2. simdjson values are buffer views

Every simdjson value is a pointer into the original input buffer. The buffer must outlive every access to its values. In an OpenMP parallel build with hundreds of threads rendering concurrently, managing that lifetime is a minefield. A freed buffer produces a dangling pointer; the compiler cannot catch it.

3. simdjson is read-only

The adapter enriches every item with computed fields: year, month, day (extracted from published_at), permalink, and output_path. None of these exist in the CMS API response. simdjson DOM objects are read-only — new fields cannot be inserted.

4. simdjson field lookup is O(n)

The template engine accesses many fields per page — title, slug, tags, author, date. simdjson On-demand requires a linear scan for each lookup. ValueMap uses std::unordered_map for O(1) access.

5. The boundary is architectural

guss-render has zero knowledge of simdjson. The dependency is intentionally one-directional: guss-adapters depends on guss-core; guss-render depends on guss-core; neither guss-render nor guss-builder has any simdjson dependency. This boundary makes the render layer independently testable and keeps compile times down.

The variant

using ValueVariant = std::variant<
    NullTag,
    std::string_view,   // zero-copy view (adapter-internal, short-lived)
    std::string,        // owned string (filter output, enriched fields)
    bool,
    int64_t,
    uint64_t,
    double,
    std::shared_ptr<ValueMap>,    // key→Value object
    std::shared_ptr<ValueArray>   // indexed Value array
>;

The adapter converts simdjson → Value exactly once per item at fetch time. After that boundary, simdjson does not exist anywhere in the codebase.

shared_ptr — O(1) copies

Maps and arrays are heap-allocated through shared_ptr. Copying a Value that holds a map or array is a reference count increment — O(1), zero data copied.

This matters for archive pages.

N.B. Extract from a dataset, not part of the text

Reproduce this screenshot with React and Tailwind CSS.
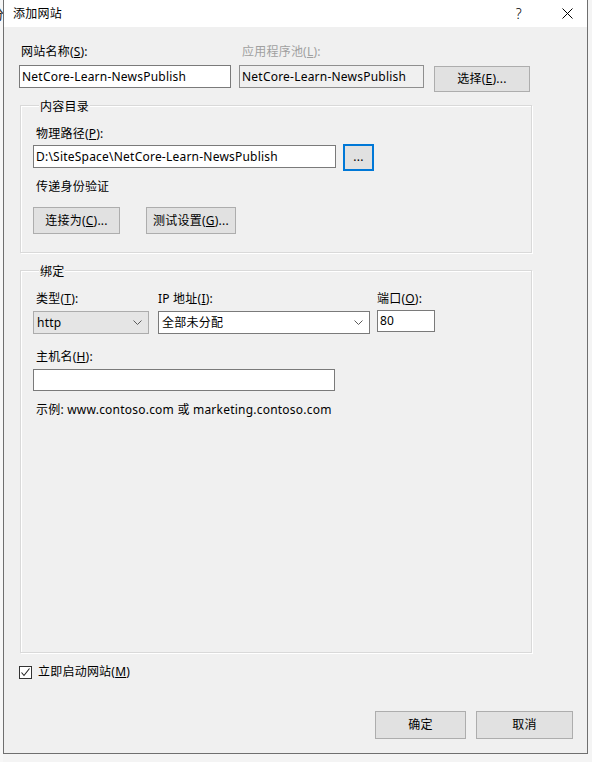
import React from 'react';

// "添加网站" (IIS Add Website) dialog, Windows 10 styling.
const FONT = "font-['Noto_Sans','Noto_Sans_CJK_SC',sans-serif]";

function Chevron() {
  return (
    <svg width="9" height="5" viewBox="0 0 9 5" className="shrink-0">
      <path d="M0.5 0.5 L4.5 4.5 L8.5 0.5" fill="none" stroke="#5a5a5a" strokeWidth="1" />
    </svg>
  );
}

function Btn({ children, className = '' }) {
  return (
    <div className={`flex items-center justify-center bg-[#e1e1e1] border border-[#adadad] text-black ${className}`}>
      {children}
    </div>
  );
}

function TextBox({ value, className = '' }) {
  return (
    <div className={`flex items-center bg-white border border-[#7a7a7a] pl-[2px] whitespace-nowrap overflow-hidden ${className}`}>
      {value}
    </div>
  );
}

// Group box with its caption sitting on the top edge.
function Group({ title, className = '', children }) {
  return (
    <div className={`ml-[1px] w-[512px] border border-[#d9d9d9] shadow-[inset_1px_1px_0_#ffffff,1px_1px_0_#ffffff] ${className}`}>
      <div className="-mt-[7px] ml-[6px] w-fit bg-[#f0f0f0] px-[1px] leading-[16px]">{title}</div>
      {children}
    </div>
  );
}

export default function App() {
  return (
    <div className={`${FONT} text-[12px] leading-[16px] tracking-[0.22px] text-black w-[592px] h-[762px] bg-[#f4f4f4] flex overflow-hidden`}>
      {/* sliver of the window behind */}
      <div className="w-[3px] shrink-0 overflow-hidden bg-[#f7f7f7]">
        <div className="mt-[6px] -ml-[9px] text-[13px] text-[#222]">分</div>
      </div>

      <div className="w-[585px] h-[754px] shrink-0 flex flex-col border-l border-r border-b border-[#6f6f6f]">
        {/* title bar */}
        <div className="h-[27px] bg-white flex items-center pl-[9px] pr-[14px]">
          <span className="text-[12px]">添加网站</span>
          <span className="ml-auto mr-[40px] text-[14px] font-light">?</span>
          <svg width="11" height="11" viewBox="0 0 11 11">
            <path d="M0.5 0.5 L10.5 10.5 M10.5 0.5 L0.5 10.5" stroke="#000" strokeWidth="1" />
          </svg>
        </div>

        <div className="flex-1 bg-[#f0f0f0] pl-[15px] pr-[14px] pt-[17px] flex flex-col">
          {/* site name / app pool */}
          <div className="flex items-start">
            <div className="w-[212px]">
              <div className="pl-[2px]">
                网站名称(<span className="underline">S</span>):
              </div>
              <TextBox value="NetCore-Learn-NewsPublish" className="mt-[5px] h-[23px] w-[212px]" />
            </div>
            <div className="ml-[8px] w-[185px]">
              <div className="pl-[3px] text-[#a0a0a0]">
                应用程序池(<span className="underline">L</span>):
              </div>
              <div className="mt-[5px] h-[23px] flex items-center bg-[#f0f0f0] border border-[#8f8f8f] pl-[2px] whitespace-nowrap">
                NetCore-Learn-NewsPublish
              </div>
            </div>
            <Btn className="ml-[10px] mt-[22px] w-[96px] h-[26px]">
              选择(<span className="underline">E</span>)...
            </Btn>
          </div>

          {/* content directory */}
          <Group title="内容目录" className="mt-[13px] pl-[12px] pb-[18px]">
            <div className="mt-[11px] ml-[3px]">
              物理路径(<span className="underline">P</span>):
            </div>
            <div className="mt-[2px] flex items-start">
              <TextBox value="D:\SiteSpace\NetCore-Learn-NewsPublish" className="mt-[1px] h-[23px] w-[303px]" />
              <div className="ml-[7px] w-[31px] h-[27px] border-2 border-[#0078d7] bg-[#e1e1e1] flex items-center justify-center leading-none pb-[2px]">
                ...
              </div>
            </div>
            <div className="mt-[8px] ml-[3px]">传递身份验证</div>
            <div className="mt-[12px] flex">
              <Btn className="w-[87px] h-[27px]">
                连接为(<span className="underline">C</span>)...
              </Btn>
              <Btn className="ml-[26px] w-[90px] h-[27px]">
                测试设置(<span className="underline">G</span>)...
              </Btn>
            </div>
          </Group>

          {/* bindings */}
          <Group title="绑定" className="mt-[17px] h-[383px] pl-[12px]">
            <div className="mt-[11px] flex items-start">
              <div className="w-[116px]">
                <div className="ml-[3px]">
                  类型(<span className="underline">T</span>):
                </div>
                <div className="mt-[4px] h-[23px] flex items-center bg-[#e5e5e5] border border-[#acacac] pl-[3px] pr-[6px]">
                  <span>http</span>
                  <span className="ml-auto"><Chevron /></span>
                </div>
              </div>
              <div className="ml-[9px] w-[212px]">
                <div>
                  IP 地址(<span className="underline">I</span>):
                </div>
                <div className="mt-[4px] h-[23px] flex items-center bg-white border border-[#7a7a7a] pl-[3px] pr-[6px]">
                  <span>全部未分配</span>
                  <span className="ml-auto"><Chevron /></span>
                </div>
              </div>
              <div className="ml-[7px] w-[58px]">
                <div>
                  端口(<span className="underline">O</span>):
                </div>
                <TextBox value="80" className="mt-[3px] h-[22px] w-[58px]" />
              </div>
            </div>
            <div className="mt-[15px] ml-[3px]">
              主机名(<span className="underline">H</span>):
            </div>
            <TextBox value="" className="mt-[4px] h-[22px] w-[302px]" />
            <div className="mt-[11px] ml-[3px]">示例: www.contoso.com 或 marketing.contoso.com</div>
          </Group>

          {/* start immediately */}
          <div className="mt-[11px] flex items-center">
            <div className="w-[13px] h-[13px] border border-[#333333] bg-white flex items-center justify-center">
              <svg width="11" height="11" viewBox="0 0 11 11">
                <path d="M1.5 5.5 L4 8.5 L9.5 1.5" fill="none" stroke="#222" strokeWidth="1.1" />
              </svg>
            </div>
            <span className="ml-[6px]">
              立即启动网站(<span className="underline">M</span>)
            </span>
          </div>

          {/* dialog buttons */}
          <div className="mt-[31px] flex justify-end">
            <Btn className="w-[91px] h-[28px]">确定</Btn>
            <Btn className="ml-[10px] w-[97px] h-[28px]">取消</Btn>
          </div>
        </div>
      </div>
    </div>
  );
}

A paginated blog archive has one page per N posts. Each archive page's extra_context holds the posts array for that page. With shared_ptr, those arrays share the underlying ValueArray allocation. Copying zero bytes of post data, regardless of how many posts exist.

unordered_map vs flat_map

A blog post is a Value holding a ValueMap — a map from field names to values. Which data structure should that map use?

Criterion unordered_map flat_map (C++23)
Lookup complexity O(1) amortised O(log n)
Cache behaviour Poor (pointer chasing) Excellent (contiguous arrays)
Speed at n < ~50 Slower in practice Faster in practice
Insert complexity O(1) amortised O(n) — shifts sorted vectors
Memory overhead High (node + bucket) Minimal

A typical blog post has 10–30 fields. At that scale flat_map would win on lookups because all keys fit in two cache lines. However, ValueMap uses unordered_map for one reason: enrichment is user-configurable. field_maps, computed fields (year, month, permalink), and cross-reference injection all perform post-construction insertions. The number of insertions is unknown at construction time. Every insertion into a flat_map is O(n) because the sorted backing vectors must shift. The batch-construct optimisation that makes flat_map worthwhile requires knowing all keys upfront — not possible here.

Context uses pmr::unordered_map

Context::locals_ (the per-scope variable binding map) uses std::pmr::unordered_map with a monotonic_buffer_resource backed by an 8 KiB stack buffer:

std::byte buf[8192];
std::pmr::monotonic_buffer_resource arena(buf, sizeof(buf));
Context ctx(&arena);

This eliminates heap allocation for variable bindings in the common case. A monotonic_buffer_resource allocates by bumping a pointer — faster than malloc.

Why not pmr::flat_map? Because flat_map backs itself with two pmr::vectors that grow. With a monotonic allocator, growth allocates a new block and abandons the old one (monotonic cannot free). The abandoned blocks waste arena space. unordered_map nodes are fixed-size and pack cleanly into the arena without waste.

Dotted-path resolution

The template variable post.author.name is resolved by navigating the Value hierarchy one segment at a time:

"post.author.name"
    ↓ find '.'
ctx.resolve("post")         → Value (object)
    ↓ next segment: "author"
value["author"]             → Value (object)
    ↓ next segment: "name"
value["name"]               → Value ("Alice")

Each step is a string_view::find('.') on the remaining path — no split, no heap allocation. Numeric segments are array indices: "tags.0.slug" navigates into the first tag's slug field. Array segments project across all elements: "tags.slug" returns an array of all slug strings.

Hot path rules

Inside Runtime::execute():

  • The value stack is a fixed C-array of 64 Value slots on the stack frame. Stack depth is verified at compile time — no overflow check needed in the loop.
  • Copying a leaf Value (string, int, bool) is a std::variant copy — cheap.
  • Copying a compound Value (ValueMap, ValueArray) is a shared_ptr reference count bump — O(1).
  • string_view Values are never stored in the template context (their lifetime is adapter-internal). The template engine always receives owned string or shared_ptr compound values.